*Instructions to follow*.
Report how many lines below contain the word "this". Give only the number.

*Supplied data*.
******
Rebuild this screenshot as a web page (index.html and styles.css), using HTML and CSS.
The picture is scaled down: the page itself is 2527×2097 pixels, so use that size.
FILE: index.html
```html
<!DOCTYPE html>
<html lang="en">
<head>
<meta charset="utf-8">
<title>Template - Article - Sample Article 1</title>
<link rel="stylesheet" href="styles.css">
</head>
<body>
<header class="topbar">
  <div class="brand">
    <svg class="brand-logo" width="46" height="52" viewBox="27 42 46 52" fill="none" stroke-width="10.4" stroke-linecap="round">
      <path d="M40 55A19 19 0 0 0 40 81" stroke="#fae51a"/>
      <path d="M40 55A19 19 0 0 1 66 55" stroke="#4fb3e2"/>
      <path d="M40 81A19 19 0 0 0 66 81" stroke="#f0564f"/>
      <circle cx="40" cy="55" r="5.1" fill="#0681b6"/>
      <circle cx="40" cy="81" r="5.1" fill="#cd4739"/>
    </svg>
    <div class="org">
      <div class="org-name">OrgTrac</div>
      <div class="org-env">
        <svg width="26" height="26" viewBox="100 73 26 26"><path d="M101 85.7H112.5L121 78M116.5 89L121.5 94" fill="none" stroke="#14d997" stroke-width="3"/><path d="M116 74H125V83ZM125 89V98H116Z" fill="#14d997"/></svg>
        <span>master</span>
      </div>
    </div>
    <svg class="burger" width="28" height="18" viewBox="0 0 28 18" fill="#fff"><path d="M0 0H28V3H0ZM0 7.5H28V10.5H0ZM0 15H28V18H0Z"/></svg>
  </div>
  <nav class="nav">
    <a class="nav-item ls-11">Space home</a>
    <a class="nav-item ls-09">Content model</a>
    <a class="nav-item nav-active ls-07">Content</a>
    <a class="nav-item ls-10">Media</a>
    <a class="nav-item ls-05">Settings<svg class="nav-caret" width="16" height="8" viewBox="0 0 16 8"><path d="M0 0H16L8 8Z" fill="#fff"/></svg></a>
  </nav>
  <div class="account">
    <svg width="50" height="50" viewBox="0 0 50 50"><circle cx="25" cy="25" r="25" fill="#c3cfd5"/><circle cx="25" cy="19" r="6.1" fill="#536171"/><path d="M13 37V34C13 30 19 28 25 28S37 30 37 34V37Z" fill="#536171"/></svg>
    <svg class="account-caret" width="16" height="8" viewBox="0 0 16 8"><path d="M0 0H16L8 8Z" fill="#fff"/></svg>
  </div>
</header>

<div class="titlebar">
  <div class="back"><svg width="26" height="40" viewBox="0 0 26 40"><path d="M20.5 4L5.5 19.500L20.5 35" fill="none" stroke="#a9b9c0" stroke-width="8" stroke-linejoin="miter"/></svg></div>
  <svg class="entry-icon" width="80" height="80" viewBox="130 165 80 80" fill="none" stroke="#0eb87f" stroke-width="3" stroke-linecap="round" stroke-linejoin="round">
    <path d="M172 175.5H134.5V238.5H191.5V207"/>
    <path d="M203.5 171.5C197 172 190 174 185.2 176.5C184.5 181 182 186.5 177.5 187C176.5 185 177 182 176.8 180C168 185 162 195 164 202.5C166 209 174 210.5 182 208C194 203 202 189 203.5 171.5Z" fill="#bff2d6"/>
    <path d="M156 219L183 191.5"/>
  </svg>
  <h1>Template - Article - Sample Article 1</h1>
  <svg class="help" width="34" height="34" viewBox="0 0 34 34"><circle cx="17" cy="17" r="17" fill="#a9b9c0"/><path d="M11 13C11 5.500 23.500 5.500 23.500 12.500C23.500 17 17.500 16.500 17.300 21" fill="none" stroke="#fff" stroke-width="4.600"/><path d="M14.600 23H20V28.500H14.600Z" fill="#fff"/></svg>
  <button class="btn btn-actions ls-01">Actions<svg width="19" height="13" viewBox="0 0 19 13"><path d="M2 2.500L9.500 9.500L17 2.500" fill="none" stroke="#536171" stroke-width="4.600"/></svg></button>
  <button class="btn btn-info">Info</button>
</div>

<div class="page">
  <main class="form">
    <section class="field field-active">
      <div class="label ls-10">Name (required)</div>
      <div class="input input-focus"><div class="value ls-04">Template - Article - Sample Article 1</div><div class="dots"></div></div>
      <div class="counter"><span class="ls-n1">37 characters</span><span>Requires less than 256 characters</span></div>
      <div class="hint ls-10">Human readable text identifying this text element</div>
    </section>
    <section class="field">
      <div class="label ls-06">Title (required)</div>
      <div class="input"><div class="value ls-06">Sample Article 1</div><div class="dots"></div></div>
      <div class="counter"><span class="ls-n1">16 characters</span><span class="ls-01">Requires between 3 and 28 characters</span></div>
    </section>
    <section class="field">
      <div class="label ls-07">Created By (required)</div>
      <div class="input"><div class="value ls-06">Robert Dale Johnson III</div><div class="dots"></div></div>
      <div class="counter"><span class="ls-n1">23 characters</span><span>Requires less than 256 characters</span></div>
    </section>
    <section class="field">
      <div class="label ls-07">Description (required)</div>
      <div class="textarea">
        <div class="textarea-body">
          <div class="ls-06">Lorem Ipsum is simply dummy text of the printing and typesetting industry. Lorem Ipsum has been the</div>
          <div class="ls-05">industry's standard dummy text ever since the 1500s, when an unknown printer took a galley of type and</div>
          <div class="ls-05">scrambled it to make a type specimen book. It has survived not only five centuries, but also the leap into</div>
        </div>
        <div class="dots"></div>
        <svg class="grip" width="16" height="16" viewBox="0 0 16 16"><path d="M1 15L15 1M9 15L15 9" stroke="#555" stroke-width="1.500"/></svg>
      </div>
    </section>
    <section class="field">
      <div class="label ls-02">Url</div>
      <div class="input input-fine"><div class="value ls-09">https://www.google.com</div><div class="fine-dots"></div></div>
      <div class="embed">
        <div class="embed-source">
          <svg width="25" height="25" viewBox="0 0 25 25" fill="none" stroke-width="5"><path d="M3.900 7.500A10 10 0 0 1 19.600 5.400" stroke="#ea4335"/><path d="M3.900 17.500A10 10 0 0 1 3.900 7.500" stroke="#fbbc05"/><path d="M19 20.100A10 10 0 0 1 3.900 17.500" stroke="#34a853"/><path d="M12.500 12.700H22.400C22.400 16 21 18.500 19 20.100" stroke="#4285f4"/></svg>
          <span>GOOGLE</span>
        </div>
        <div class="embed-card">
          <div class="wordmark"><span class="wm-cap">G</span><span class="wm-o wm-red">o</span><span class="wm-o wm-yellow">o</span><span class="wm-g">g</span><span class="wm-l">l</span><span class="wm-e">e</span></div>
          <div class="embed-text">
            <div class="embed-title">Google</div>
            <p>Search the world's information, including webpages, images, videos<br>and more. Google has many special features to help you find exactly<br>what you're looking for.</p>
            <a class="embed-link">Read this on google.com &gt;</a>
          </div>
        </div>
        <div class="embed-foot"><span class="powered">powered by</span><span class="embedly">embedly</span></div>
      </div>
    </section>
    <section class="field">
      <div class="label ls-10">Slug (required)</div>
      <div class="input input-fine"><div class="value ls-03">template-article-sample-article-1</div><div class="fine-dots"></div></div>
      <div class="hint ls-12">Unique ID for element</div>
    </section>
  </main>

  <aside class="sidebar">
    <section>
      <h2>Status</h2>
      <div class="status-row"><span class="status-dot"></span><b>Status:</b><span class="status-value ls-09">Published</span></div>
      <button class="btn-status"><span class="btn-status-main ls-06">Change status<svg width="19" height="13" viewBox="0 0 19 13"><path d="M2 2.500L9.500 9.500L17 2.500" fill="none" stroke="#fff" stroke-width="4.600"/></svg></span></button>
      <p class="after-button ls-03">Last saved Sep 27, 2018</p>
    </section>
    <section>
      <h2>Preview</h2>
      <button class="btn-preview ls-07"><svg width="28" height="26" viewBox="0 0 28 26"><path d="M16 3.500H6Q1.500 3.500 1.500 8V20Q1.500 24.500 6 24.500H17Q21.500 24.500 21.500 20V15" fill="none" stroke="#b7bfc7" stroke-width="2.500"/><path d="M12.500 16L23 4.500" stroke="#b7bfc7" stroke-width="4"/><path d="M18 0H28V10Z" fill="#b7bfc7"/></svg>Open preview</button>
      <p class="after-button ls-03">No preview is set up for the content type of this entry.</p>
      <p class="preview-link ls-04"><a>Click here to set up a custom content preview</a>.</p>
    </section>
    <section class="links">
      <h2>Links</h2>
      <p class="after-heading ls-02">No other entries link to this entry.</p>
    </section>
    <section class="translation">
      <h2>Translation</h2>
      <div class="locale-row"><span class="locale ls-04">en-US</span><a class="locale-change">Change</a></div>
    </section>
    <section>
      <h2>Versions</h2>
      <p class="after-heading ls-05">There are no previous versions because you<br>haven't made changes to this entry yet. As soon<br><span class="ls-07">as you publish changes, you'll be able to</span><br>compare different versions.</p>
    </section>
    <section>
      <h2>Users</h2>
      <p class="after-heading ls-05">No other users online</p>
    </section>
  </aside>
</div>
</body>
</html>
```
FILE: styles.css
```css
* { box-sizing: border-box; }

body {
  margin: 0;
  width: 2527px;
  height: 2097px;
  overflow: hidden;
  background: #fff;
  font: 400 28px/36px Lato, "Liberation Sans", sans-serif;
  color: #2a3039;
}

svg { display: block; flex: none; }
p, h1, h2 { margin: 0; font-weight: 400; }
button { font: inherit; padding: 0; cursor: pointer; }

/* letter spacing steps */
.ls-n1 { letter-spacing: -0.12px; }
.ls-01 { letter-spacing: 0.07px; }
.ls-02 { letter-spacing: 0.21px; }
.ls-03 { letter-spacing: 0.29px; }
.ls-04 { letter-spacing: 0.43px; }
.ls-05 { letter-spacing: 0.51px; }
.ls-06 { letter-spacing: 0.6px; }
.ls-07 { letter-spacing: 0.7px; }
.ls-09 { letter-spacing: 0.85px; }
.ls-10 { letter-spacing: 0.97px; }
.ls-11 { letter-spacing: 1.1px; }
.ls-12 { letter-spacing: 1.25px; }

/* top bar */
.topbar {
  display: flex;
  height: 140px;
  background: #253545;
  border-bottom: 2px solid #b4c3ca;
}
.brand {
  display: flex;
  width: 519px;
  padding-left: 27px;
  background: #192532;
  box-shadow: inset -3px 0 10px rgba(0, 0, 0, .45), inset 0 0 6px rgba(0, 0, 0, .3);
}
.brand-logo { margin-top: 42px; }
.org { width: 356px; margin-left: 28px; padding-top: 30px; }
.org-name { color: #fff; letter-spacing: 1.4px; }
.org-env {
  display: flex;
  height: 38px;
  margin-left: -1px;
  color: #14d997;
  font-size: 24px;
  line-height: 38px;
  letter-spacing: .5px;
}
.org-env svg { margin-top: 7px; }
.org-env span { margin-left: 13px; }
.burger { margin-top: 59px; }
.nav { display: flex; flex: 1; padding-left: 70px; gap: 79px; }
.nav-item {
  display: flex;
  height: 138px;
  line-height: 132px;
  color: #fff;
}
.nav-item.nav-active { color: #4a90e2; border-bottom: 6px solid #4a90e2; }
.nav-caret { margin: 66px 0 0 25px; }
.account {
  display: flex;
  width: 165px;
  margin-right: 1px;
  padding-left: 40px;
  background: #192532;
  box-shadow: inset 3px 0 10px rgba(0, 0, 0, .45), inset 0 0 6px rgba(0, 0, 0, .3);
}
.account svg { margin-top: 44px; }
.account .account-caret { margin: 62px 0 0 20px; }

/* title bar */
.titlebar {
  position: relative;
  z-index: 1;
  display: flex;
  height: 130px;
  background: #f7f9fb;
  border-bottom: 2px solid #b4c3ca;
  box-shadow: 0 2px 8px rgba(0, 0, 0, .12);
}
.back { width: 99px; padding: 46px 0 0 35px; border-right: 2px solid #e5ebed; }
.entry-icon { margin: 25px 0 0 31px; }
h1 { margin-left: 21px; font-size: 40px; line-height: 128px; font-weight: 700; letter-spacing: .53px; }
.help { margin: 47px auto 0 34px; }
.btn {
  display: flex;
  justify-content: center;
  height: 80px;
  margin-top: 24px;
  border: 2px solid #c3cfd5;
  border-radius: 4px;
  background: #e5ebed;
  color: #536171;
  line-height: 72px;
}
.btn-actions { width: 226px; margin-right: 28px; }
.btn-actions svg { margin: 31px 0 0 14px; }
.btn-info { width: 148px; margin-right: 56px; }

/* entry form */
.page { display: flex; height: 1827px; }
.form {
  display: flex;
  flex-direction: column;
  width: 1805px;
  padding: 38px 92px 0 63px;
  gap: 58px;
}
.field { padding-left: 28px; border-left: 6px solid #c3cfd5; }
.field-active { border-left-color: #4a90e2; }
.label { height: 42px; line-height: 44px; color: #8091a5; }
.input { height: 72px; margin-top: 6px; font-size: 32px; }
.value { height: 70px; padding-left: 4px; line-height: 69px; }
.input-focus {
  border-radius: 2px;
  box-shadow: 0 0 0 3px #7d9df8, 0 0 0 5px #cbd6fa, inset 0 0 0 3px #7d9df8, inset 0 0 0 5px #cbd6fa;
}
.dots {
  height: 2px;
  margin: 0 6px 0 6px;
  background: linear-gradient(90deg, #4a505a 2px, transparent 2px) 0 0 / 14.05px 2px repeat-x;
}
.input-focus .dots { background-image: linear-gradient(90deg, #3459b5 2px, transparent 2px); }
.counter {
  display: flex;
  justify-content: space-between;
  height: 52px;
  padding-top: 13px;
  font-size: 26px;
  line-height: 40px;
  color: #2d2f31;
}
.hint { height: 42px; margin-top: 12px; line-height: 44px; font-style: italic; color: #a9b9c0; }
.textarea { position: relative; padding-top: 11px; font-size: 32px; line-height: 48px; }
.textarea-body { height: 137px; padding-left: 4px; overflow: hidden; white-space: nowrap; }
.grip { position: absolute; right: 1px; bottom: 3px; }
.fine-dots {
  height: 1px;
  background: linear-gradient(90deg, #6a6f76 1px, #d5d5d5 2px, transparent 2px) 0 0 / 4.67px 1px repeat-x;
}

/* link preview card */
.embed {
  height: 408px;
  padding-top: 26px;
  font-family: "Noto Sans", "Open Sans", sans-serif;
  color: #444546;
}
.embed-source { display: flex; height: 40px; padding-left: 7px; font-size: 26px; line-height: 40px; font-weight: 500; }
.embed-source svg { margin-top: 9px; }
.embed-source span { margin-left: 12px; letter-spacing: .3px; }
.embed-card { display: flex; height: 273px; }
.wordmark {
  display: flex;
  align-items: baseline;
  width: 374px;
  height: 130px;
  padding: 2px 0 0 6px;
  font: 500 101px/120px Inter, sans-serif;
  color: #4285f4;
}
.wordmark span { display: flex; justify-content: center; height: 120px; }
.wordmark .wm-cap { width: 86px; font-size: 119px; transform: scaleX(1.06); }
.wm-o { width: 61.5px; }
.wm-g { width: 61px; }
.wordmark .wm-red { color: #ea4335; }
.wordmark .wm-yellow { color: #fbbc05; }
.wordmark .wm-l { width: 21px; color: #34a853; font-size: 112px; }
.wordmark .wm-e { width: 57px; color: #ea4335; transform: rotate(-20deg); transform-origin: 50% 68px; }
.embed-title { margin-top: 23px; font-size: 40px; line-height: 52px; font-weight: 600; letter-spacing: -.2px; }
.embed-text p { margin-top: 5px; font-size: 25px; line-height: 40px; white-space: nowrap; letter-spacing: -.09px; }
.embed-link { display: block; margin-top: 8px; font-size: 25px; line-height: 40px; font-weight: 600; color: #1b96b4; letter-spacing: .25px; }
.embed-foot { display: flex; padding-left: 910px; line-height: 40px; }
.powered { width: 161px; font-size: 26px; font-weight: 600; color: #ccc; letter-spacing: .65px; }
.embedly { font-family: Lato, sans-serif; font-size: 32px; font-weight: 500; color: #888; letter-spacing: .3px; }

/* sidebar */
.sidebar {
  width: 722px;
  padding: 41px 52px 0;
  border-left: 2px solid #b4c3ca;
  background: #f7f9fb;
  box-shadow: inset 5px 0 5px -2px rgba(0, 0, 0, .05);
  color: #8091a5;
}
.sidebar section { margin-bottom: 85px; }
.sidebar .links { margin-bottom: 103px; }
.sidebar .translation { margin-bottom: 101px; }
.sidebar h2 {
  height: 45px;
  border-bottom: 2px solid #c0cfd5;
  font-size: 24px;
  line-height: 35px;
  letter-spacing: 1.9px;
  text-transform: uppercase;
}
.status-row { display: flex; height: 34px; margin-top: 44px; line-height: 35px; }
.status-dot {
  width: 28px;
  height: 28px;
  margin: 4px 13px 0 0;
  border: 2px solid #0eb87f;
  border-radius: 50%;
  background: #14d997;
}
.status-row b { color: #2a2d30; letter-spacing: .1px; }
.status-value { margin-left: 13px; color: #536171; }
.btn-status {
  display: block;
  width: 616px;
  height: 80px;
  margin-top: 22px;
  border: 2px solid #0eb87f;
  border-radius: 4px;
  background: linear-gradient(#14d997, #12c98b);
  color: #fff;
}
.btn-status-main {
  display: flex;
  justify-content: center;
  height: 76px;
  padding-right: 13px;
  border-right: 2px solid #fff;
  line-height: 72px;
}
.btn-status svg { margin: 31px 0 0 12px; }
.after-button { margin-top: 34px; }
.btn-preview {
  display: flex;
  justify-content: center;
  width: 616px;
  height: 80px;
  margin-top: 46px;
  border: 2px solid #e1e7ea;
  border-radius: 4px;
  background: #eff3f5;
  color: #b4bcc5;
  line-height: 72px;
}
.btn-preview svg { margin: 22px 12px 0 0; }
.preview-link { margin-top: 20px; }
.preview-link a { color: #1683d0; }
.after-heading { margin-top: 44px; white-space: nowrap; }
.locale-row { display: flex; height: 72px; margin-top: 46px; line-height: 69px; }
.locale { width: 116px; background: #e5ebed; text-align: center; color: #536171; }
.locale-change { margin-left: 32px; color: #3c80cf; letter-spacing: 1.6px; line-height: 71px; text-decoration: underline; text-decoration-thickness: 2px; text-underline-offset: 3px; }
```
******
*Expected answer*.
6